Los otros, los marginales, viven otra realidad, otro sueño, aun más incierto, si cabe. Compulsivamente abren y cierran puertas carcomidas, a la caza de quién sabe qué presa, qué víctima o qué cómplice que no llega. Evidentemente, alguien, o algo, se ha escapado por la estrechez de esas aberturas. “Las puertas bien cerradas, siempre bien cerradas”, vocifera el hambriento. “Llegan de todos lados, lo infestan todo, van a terminar comiéndonos”, se desespera el lunático, introduciendo una posible analogía con ese país que, para muchos, se ha convertido en una suerte de puerta, estrecha, de entrada al continente y a los sueños inalcanzables. La puta -”puta de alma” dice Campuzano– parece el único personaje que, no se sabesi por resignación o la extraña sabiduría del oficio, no pierde del todo la calma. Finalmente, la soñadora llega al reducto en el que se encuentran estos subseres, y éstos la ultrajan y humillan mientras le aseguran que ha llegado al lugar en el que hallará sus sueños. “¿En este lugar algo oscuro?”, preguntará, incrédula, la muchacha. Y se ilusiona con la ofrenda de unos zapatos de taco alto –igual de desechos que todo el entorno–, que la convertirán en puta y le garantizarán una felicidad que, todos lo saben menos ella (que es tan pura), tampoco bastará. Tal vez porque lo presiente, la niña incapaz de concebir su propia corrupción cae en un letargo del que nadie puede despertarla. Será entonces cuando el ciego, que la busca munido de un farol tan inútil para él como para ella, logra recuperarla de su deceso prematuro y la saca de un féretro hecho de puertas estrechas, vestida no de puta sino de virgen.

HACER LA AMERICA
“Hemos recorrido este continente de arriba a abajo. Y como los cantes de ida y vuelta, que llegaban a America de un modo y se transformaban durante la travesía, nosotros también nos hemos modificado”, dice Campuzano. “Durante cierto tiempo, la gente viajaba hacia estas tierras en busca de sus sueños. Ahora sucede a la inversa. Y nosotros, que creíamos hacer un teatro de raíz, nos dimos cuenta de que las raíces son vasos comunicantes que están en todas partes. En el fondo, la raíz es el ser humano.”

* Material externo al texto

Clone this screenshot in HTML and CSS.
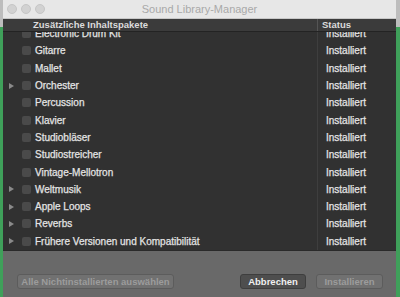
FILE: index.html
```html
<!DOCTYPE html>
<html>
<head>
<meta charset="utf-8">
<title>Sound Library-Manager</title>
<link rel="stylesheet" href="styles.css">
</head>
<body>
  <div class="window">
    <div class="titlebar">
      <div class="lights">
        <span class="light"></span>
        <span class="light"></span>
        <span class="light"></span>
      </div>
      <div class="title">Sound Library-Manager</div>
    </div>

    <div class="table">
      <div class="thead">
        <div class="col-name">Zusätzliche Inhaltspakete</div>
        <div class="col-status">Status</div>
      </div>
      <div class="scroll">
        <div class="rows">
          <div class="row"><span class="disc"></span><span class="check"></span><span class="name">Electronic Drum Kit</span><span class="status">Installiert</span></div>
          <div class="row"><span class="disc"></span><span class="check"></span><span class="name">Gitarre</span><span class="status">Installiert</span></div>
          <div class="row"><span class="disc"></span><span class="check"></span><span class="name">Mallet</span><span class="status">Installiert</span></div>
          <div class="row"><span class="disc tri"></span><span class="check"></span><span class="name">Orchester</span><span class="status">Installiert</span></div>
          <div class="row"><span class="disc"></span><span class="check"></span><span class="name">Percussion</span><span class="status">Installiert</span></div>
          <div class="row"><span class="disc"></span><span class="check"></span><span class="name">Klavier</span><span class="status">Installiert</span></div>
          <div class="row"><span class="disc"></span><span class="check"></span><span class="name">Studiobläser</span><span class="status">Installiert</span></div>
          <div class="row"><span class="disc"></span><span class="check"></span><span class="name">Studiostreicher</span><span class="status">Installiert</span></div>
          <div class="row"><span class="disc"></span><span class="check"></span><span class="name">Vintage-Mellotron</span><span class="status">Installiert</span></div>
          <div class="row"><span class="disc tri"></span><span class="check"></span><span class="name">Weltmusik</span><span class="status">Installiert</span></div>
          <div class="row"><span class="disc tri"></span><span class="check"></span><span class="name">Apple Loops</span><span class="status">Installiert</span></div>
          <div class="row"><span class="disc tri"></span><span class="check"></span><span class="name">Reverbs</span><span class="status">Installiert</span></div>
          <div class="row"><span class="disc tri"></span><span class="check"></span><span class="name">Frühere Versionen und Kompatibilität</span><span class="status">Installiert</span></div>
        </div>
      </div>
    </div>

    <div class="footer">
      <button class="btn disabled btn-all">Alle Nichtinstallierten auswählen</button>
      <div class="spacer"></div>
      <button class="btn btn-cancel">Abbrechen</button>
      <button class="btn disabled btn-install">Installieren</button>
    </div>
  </div>
</body>
</html>
```

FILE: styles.css
```css
html, body {
  margin: 0;
  height: 100%;
}

body {
  font-family: "Liberation Sans", Arial, sans-serif;
  background: linear-gradient(to bottom, #bdbdbd 0, #bdbdbd 27px, #3fa05a 27px);
  padding-left: 3px;
  padding-right: 4px;
  box-sizing: border-box;
  overflow: hidden;
}

.window {
  height: 297px;
  display: flex;
  flex-direction: column;
  background: #313131;
}

.titlebar {
  height: 19px;
  flex: none;
  background: #e7e7e7;
  border-bottom: 1px solid #c8c8c8;
  box-sizing: border-box;
  display: flex;
  align-items: center;
  position: relative;
}

.lights {
  display: flex;
  gap: 4px;
  padding-left: 4px;
}

.light {
  width: 10px;
  height: 10px;
  border-radius: 50%;
  background: #d2d2d2;
  border: 1px solid #c6c6c6;
  box-sizing: border-box;
}

.title {
  position: absolute;
  left: 0;
  right: 0;
  text-align: center;
  font-size: 11px;
  color: #a9a9a9;
}

.table {
  height: 231px;
  flex: none;
  display: flex;
  flex-direction: column;
  position: relative;
}

.thead {
  height: 12px;
  flex: none;
  display: flex;
  background: #3b3b3b;
  border-bottom: 1px solid #232323;
  font-size: 9.5px;
  font-weight: bold;
  color: #dcdcdc;
  line-height: 12px;
  position: relative;
  z-index: 1;
}

.col-name {
  width: 314px;
  padding-left: 30px;
  box-sizing: border-box;
}

.col-status {
  flex: 1;
  border-left: 1px solid #555;
  padding-left: 4px;
}

.scroll {
  flex: 1;
  overflow: hidden;
  background: linear-gradient(to right, transparent 314px, #3e3e3e 314px, #3e3e3e 315px, transparent 315px);
}

.rows {
  margin-top: -7px;
}

.row {
  height: 17.3px;
  display: flex;
  align-items: center;
  font-size: 10px;
  color: #e4e4e4;
  -webkit-text-stroke: 0.25px currentColor;
}

.disc {
  width: 19px;
  height: 8px;
  flex: none;
  position: relative;
}

.disc.tri::after {
  content: "";
  position: absolute;
  left: 6px;
  top: 1px;
  border-left: 5px solid #8a8a8a;
  border-top: 3px solid transparent;
  border-bottom: 3px solid transparent;
}

.check {
  width: 9px;
  height: 9px;
  border-radius: 2px;
  background: #4a4a4a;
  flex: none;
  margin-right: 4px;
}

.name {
  flex: 1;
  white-space: nowrap;
}

.status {
  width: 70px;
  flex: none;
}

.footer {
  flex: 1;
  background: #696969;
  border-top: 1px solid #2a2a2a;
  display: flex;
  align-items: flex-end;
  padding: 0 13px 8px 14px;
  gap: 10px;
}

.spacer {
  flex: 1;
}

.btn {
  height: 15px;
  font-family: "Liberation Sans", Arial, sans-serif;
  font-size: 9.5px;
  font-weight: bold;
  border-radius: 3px;
  border: 1px solid #5c5c5c;
  padding: 0;
  line-height: 13px;
}

.btn.disabled {
  background: #717171;
  color: #9c9c9c;
}

.btn-all {
  width: 157px;
}

.btn-cancel {
  width: 66px;
  background: #4e4e4e;
  border-color: #3e3e3e;
  color: #f0f0f0;
}

.btn-install {
  width: 67px;
}
```
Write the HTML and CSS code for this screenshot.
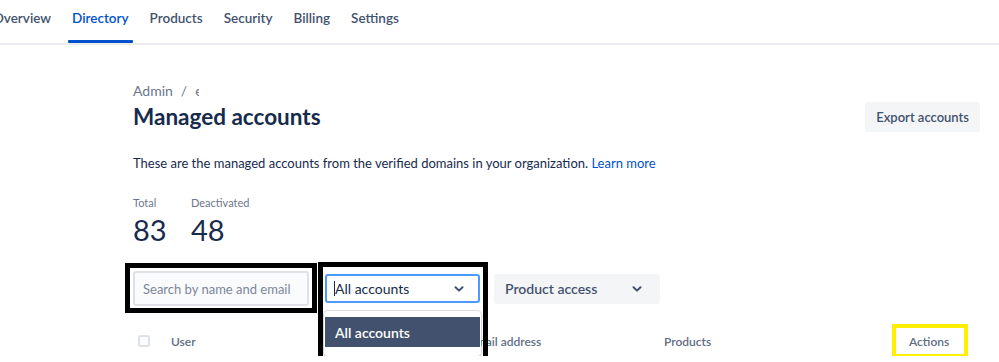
FILE: index.html
```html
<!DOCTYPE html>
<html lang="en">
<head>
  <meta charset="UTF-8">
  <meta name="viewport" content="width=device-width, initial-scale=1.0">
  <title>Managed accounts</title>
  <link rel="stylesheet" href="styles.css">
</head>
<body>
  <header class="top-nav">
    <nav class="tabs">
      <a class="tab" href="#">Overview</a>
      <a class="tab active" href="#">Directory</a>
      <a class="tab" href="#">Products</a>
      <a class="tab" href="#">Security</a>
      <a class="tab" href="#">Billing</a>
      <a class="tab" href="#">Settings</a>
    </nav>
  </header>

  <main class="page">
    <div class="breadcrumbs">
      <span>Admin</span>
      <span class="crumb-sep">/</span>
      <span class="crumb-cut">e</span>
    </div>

    <div class="page-head">
      <h1>Managed accounts</h1>
      <button class="btn">Export accounts</button>
    </div>

    <p class="intro">These are the managed accounts from the verified domains in your organization. <a href="#">Learn more</a></p>

    <div class="stats">
      <div class="stat">
        <div class="stat-label">Total</div>
        <div class="stat-value">83</div>
      </div>
      <div class="stat">
        <div class="stat-label">Deactivated</div>
        <div class="stat-value">48</div>
      </div>
    </div>

    <div class="filters">
      <div class="search">
        <input type="text" class="search-input" placeholder="Search by name and email">
        <span class="mark mark-search"></span>
      </div>

      <div class="picker">
        <div class="picker-control">
          <span class="caret"></span>
          <span class="picker-value">All accounts</span>
          <svg class="chevron" width="10" height="6" viewBox="0 0 10 6"><path d="M1.5 1.2 5 4.6 8.5 1.2" fill="none" stroke="#42526e" stroke-width="2" stroke-linecap="round" stroke-linejoin="round"/></svg>
        </div>
        <div class="picker-menu">
          <div class="picker-option">All accounts</div>
        </div>
        <span class="mark mark-picker"></span>
      </div>

      <button class="btn filter-btn">
        <span>Product access</span>
        <svg class="chevron" width="10" height="6" viewBox="0 0 10 6"><path d="M1.5 1.2 5 4.6 8.5 1.2" fill="none" stroke="#42526e" stroke-width="2" stroke-linecap="round" stroke-linejoin="round"/></svg>
      </button>
    </div>

    <div class="table-head">
      <div class="th"><span class="checkbox"></span></div>
      <div class="th">User</div>
      <div class="th">Email address</div>
      <div class="th">Products</div>
      <div class="th th-actions">Actions<span class="mark mark-actions"></span></div>
    </div>
  </main>
</body>
</html>
```

FILE: styles.css
```css
body {
  margin: 0;
  font-family: Lato, "Noto Sans", sans-serif;
  color: #172b4d;
  background: #fff;
}
.top-nav {
  height: 43px;
  border-bottom: 2px solid #ebecf0;
  overflow: hidden;
}
.tabs {
  display: flex;
  height: 100%;
  margin-left: -11px;
  gap: 13px;
}
.tab {
  position: relative;
  display: flex;
  align-items: center;
  padding: 0 4px 7px;
  font-size: 13.5px;
  font-weight: 600;
  color: #42526e;
  text-decoration: none;
}
.tab.active {
  color: #0052cc;
}
.tab.active::after {
  content: "";
  position: absolute;
  left: 0;
  right: 0;
  bottom: 0;
  height: 3px;
  background: #0052cc;
  border-radius: 1px;
}
.page {
  width: 847px;
  margin-left: 133px;
  padding-top: 36px;
}
.breadcrumbs {
  display: flex;
  gap: 8px;
  font-size: 14px;
  line-height: 20px;
  color: #6b778c;
}
.crumb-cut {
  display: inline-block;
  width: 4px;
  overflow: hidden;
}
.page-head {
  display: flex;
  align-items: center;
  justify-content: space-between;
  height: 32px;
}
h1 {
  margin: 0;
  font-size: 22.5px;
  line-height: 28px;
  font-weight: 700;
  color: #172b4d;
}
.btn {
  display: flex;
  align-items: center;
  height: 30px;
  padding: 0 11px;
  border: none;
  border-radius: 3px;
  background: #f4f5f7;
  color: #42526e;
  font-family: inherit;
  font-size: 14px;
  font-weight: 600;
}
.page-head .btn {
  font-size: 13px;
}
.intro {
  margin: 20px 0 0;
  font-size: 13px;
  line-height: 20px;
}
.intro a {
  color: #0052cc;
  text-decoration: none;
}
.stats {
  display: grid;
  grid-template-columns: 58px auto;
  margin-top: 22px;
}
.stat-label {
  font-size: 11px;
  line-height: 16px;
  color: #6b778c;
}
.stat-value {
  margin-top: 3px;
  font-size: 29px;
  line-height: 32px;
  font-weight: 400;
}
.filters {
  display: flex;
  align-items: center;
  margin-top: 25px;
}
.search {
  position: relative;
}
.search-input {
  display: block;
  box-sizing: border-box;
  width: 176px;
  height: 35px;
  margin: 0;
  padding: 0 8px;
  border: 2px solid #dfe1e6;
  border-radius: 3px;
  background: #fafbfc;
  font-family: inherit;
  font-size: 13px;
  color: #172b4d;
}
.search-input::placeholder {
  color: #7a869a;
}
.picker {
  position: relative;
  z-index: 1;
  margin-left: 16px;
}
.picker-control {
  display: flex;
  align-items: center;
  box-sizing: border-box;
  width: 155px;
  height: 29px;
  padding: 0 14px 0 7px;
  border: 2px solid #4c9aff;
  border-radius: 3px;
  background: #fff;
  font-size: 14px;
}
.caret {
  width: 0;
  height: 15px;
  border-left: 1px solid #172b4d;
}
.picker-value {
  flex: 1;
}
.picker-menu {
  position: absolute;
  top: 37px;
  left: -1px;
  width: 157px;
  padding: 6px 0 9px;
  box-sizing: border-box;
  border-radius: 4px;
  background: #fff;
  box-shadow: 0 0 0 1px rgba(9, 30, 66, 0.13), 0 2px 4px rgba(9, 30, 66, 0.12);
}
.picker-option {
  height: 30px;
  margin: 0 1px;
  padding: 0 10px;
  display: flex;
  align-items: center;
  background: #42526e;
  color: #fff;
  font-size: 14px;
  font-weight: 600;
}
.filter-btn {
  justify-content: space-between;
  width: 166px;
  padding: 0 18px 0 11px;
  margin-left: 14px;
}
.table-head {
  display: grid;
  grid-template-columns: 38px 298px 195px 245px 1fr;
  align-items: center;
  height: 30px;
  margin-top: 20px;
}
.th {
  position: relative;
  font-size: 12px;
  font-weight: 600;
  color: #5e6c84;
}
.checkbox {
  display: block;
  box-sizing: border-box;
  width: 12px;
  height: 12px;
  margin-left: 5px;
  border: 2px solid #dfe1e6;
  border-radius: 3px;
  background: #fafbfc;
}
.mark {
  position: absolute;
  box-sizing: border-box;
  pointer-events: none;
}
.mark-search {
  top: -8px;
  left: -8px;
  right: -8px;
  bottom: -7px;
  border: 5px solid #000;
}
.mark-picker {
  top: -12px;
  left: -7px;
  right: -8px;
  height: 101px;
  border: 5px solid #000;
}
.mark-actions {
  top: -10px;
  left: -17px;
  width: 76px;
  height: 34px;
  border: 4px solid #ffef00;
}
```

Los espectáculos de La Zaranda son, al decir de la compañía, una creación colectiva. Suerte de teatro mixto, nutrido en un principio por el académico –Stanislavsky, por ejemplo–, que luego fue dejando lugar a las innovaciones de lo experimental. Tal vez por eso, el elemento “extranjero”, las influencias que van incorporando a la obra en cada puerto, no sólo no incomodan sino que agregan significado. Remiten, en todo caso, a las vivencias que hizo el grupo durante sus giras, y a las raíces universales a las que Campuzano se refiere. De hecho, en los espectáculos de este grupo no es el “idioma original” lo que importa en última instancia: durante sus presentaciones en Europa y Estados Unidos, el “mensaje” parece haber llegado con la misma eficacia. “Creo que hay que dejar de ser uno para encontrarse. Cuanto más crees ser tú, más perdido estás. Creo también que, para encontrar un solo momento de verdad en el teatro, hay que alejarse de todas las convenciones. Y eso no se logra con conocimientos teóricos. De todas maneras, no quiere decir que yo tenga la llave del arte. La llave del arte, si la tienes, la vas a tener tú cuando la tengas.”

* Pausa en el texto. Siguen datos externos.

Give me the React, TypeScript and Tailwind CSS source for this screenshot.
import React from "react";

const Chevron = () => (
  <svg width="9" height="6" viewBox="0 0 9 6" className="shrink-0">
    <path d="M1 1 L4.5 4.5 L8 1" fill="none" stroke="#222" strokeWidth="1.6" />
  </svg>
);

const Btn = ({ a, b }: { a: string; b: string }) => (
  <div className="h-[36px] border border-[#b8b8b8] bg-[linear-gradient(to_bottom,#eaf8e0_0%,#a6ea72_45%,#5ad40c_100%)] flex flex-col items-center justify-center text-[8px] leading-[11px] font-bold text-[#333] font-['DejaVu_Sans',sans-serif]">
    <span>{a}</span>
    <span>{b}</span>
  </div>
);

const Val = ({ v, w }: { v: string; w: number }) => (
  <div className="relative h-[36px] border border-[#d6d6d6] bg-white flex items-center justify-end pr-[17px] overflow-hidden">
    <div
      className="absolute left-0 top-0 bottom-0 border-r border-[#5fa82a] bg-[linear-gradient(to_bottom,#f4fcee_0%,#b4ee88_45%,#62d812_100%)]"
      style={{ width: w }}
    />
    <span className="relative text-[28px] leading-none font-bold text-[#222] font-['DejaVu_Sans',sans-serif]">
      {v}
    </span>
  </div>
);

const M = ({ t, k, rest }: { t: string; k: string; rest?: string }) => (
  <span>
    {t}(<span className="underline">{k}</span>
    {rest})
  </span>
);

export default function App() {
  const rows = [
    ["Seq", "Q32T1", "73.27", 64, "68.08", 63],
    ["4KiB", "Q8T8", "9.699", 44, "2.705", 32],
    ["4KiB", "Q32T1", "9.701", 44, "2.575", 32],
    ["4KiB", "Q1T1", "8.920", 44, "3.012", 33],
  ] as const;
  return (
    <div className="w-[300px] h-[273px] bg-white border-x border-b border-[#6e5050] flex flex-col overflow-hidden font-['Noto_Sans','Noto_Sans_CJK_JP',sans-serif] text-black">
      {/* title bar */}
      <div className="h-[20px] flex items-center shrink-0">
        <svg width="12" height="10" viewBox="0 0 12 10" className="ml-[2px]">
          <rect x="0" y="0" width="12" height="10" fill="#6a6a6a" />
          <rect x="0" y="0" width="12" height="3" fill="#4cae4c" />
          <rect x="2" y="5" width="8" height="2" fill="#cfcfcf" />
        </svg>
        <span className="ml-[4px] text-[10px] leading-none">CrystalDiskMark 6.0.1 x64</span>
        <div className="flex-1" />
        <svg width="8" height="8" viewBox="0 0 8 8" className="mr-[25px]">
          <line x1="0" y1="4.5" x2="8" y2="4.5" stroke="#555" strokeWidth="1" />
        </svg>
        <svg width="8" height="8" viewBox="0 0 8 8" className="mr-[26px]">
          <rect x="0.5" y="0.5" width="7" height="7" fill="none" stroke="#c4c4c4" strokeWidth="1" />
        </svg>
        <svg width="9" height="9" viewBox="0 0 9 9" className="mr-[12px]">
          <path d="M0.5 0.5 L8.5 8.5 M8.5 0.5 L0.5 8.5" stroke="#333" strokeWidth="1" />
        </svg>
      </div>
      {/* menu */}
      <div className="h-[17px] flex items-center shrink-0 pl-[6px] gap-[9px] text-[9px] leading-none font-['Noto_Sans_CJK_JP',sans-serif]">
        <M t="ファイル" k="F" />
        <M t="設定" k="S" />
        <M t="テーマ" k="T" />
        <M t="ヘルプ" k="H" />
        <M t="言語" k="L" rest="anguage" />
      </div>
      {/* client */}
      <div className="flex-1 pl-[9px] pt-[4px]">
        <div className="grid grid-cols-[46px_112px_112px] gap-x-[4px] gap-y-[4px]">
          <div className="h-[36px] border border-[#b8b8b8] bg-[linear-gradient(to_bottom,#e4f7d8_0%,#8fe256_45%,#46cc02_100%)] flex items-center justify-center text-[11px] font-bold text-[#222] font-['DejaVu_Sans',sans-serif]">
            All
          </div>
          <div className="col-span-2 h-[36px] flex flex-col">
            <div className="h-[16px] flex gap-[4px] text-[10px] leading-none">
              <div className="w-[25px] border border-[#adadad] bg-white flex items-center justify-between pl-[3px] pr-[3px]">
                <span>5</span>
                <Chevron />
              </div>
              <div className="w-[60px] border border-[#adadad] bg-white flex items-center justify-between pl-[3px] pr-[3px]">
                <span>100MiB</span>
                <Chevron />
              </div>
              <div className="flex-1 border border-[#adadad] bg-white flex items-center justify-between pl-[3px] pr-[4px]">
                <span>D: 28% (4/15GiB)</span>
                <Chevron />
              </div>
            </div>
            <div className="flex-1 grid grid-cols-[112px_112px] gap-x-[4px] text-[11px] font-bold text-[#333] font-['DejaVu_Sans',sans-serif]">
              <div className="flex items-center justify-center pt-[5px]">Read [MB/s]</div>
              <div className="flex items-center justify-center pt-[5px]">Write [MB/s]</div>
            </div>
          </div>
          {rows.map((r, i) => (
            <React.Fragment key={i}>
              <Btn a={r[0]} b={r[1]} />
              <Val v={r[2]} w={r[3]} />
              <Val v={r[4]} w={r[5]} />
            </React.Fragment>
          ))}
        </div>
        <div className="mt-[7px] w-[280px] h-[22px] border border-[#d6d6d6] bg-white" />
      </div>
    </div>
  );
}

Decía Proust que el arte es un objeto presente que evoca uno ausente. “También decía Antonin Artaud que el arte es sólo una receta farmacéutica para imbéciles”, acota Campuzano, que no puede evitar sus arranques de hilaridad durante toda la entrevista. Una puerta estrecha, tal vez, que evoca una dimensión que se ignora. Pero que, en última instancia, también ofrece un lugar privilegiado para la esperanza. “¿Quién detiene a los que sueñan?”, repetirá el ciego con su Antígona ya recuperada, saliendo del laberinto a través de otra puerta, más amplia, como los toreros. “Tengo un amigo poeta, Paco Mejaranda, que dice en una de sus obras Te decía una vez que vivir es morirse, ir quedándose un poco con las rosas del tiempo. Y es morir a la hora precisa una sabiduría mucho más importante que vivir a destiempo. No lo olvides. Pues nunca lo he olvidado”, dice Campuzano inesperadamente serio. Y agrega, confidente: “Voy a contarte una cosa que no le cuento a nadie: en mi obra, aquella que ocurre cada noche en mi cabeza, sólo hay un personaje en cuyo interior están todos lo demás, y es el ciego. El ciego, el sueño ciego que busca la pureza. Sin el ciego no hay nada: sin oscuridad no sabríamos qué es el día”.

La Zaranda presenta La puerta estrecha en el Teatro Liceo (Rivadavia 1495) de martes a viernes a las 21, sábados a las 22 y domingos a las 20, hasta el 3 de septiembre.